Walterio Carbonell envisageait de consolider les fondements de la révolution cubaine avec un mouvement comparable à celui des Black Panthers. Il publia en 1961 un volume qui reflète l’intense affrontement entre la réflexion de la base et celle des idéologues continuateurs de l’interprétation blancobiblique de l’histoire cubaine (Jorge Mañach, Raimundo Menocal), qui, tout en acceptant les nationalisations, les lois de réforme agraire et de réforme urbaine, tentaient avant tout de légitimer et de préserver les intérêts traditionnels des propriétaires ; Cómo se forjó la cultura nacional devint bientôt un livre mythique par la force de son argumentaire, mais un livre introuvable (réédité de façon confidentielle en 2005, il est disponible en français depuis 2007, aux éditions Menaibuc www.menaibuc.com , sous le titre L’apparition de la culture cubaine).
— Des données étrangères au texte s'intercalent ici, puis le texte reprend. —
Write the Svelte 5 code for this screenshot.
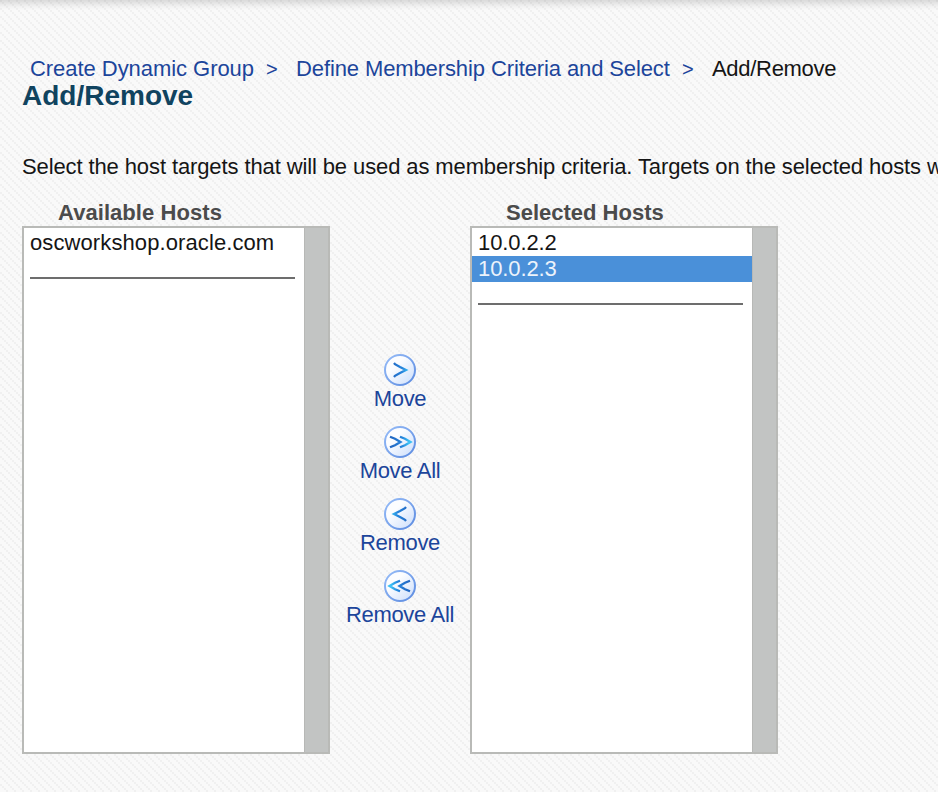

L’auteur, marginalisé et stigmatisé depuis lors, resta cependant chercheur à la bibliothèque nationale de La Havane jusqu’à ces toutes dernières années, et c’est à ce poste qu’il a transmis -par la parole- à des générations de chercheurs son expérience, sa méthode, ses connaissances, ses convictions. Le groupe « Color cubano » (coordination : Gisela Arandia ; voir en anglais : www.cubaweb.com/arandia ) donne désormais une visibilité certaine au sein de l’union des écrivains cubains (UNEAC) aux idées défendues par Walterio Carbonell, ainsi que de nombreux centres de recherche dans tout le pays. (Voir : http://www.grioo.com/blogs/guyzoducamer/index.php/2007/06/08/1990-lafrique-et-les-afrodescendants-actions-concretes-de-solidarite-necessaires ).

 

L’Apparition de la Culture Cubaine, par Walterio Carbonell, (« Cómo se forjó la cultura nacional », La Havane, 1961) est un livre fondateur; il offre une méthode valable bien au-delà de Cuba, pour rendre à la part africaine de chaque société -du continent européen comme du continent latino-américain- sa place et son sens. Ce faisant, il fait une critique radicale de l’historiographie blanche, qu’elle soit bourgeoise ou se croie révolutionnaire. Ce n'est pas un hasard s'il insiste sur deux hauts lieux de la créativité africaine : la famille et la musique. Et il rend à la religion toute sa dignité, comme source de la cohésion sociale et de la créativité, mais aussi comme outil de combat et porte de toute connaissance (www.menaibuc.com ).

Maria Poumier, Paris, le 14 avril 2008.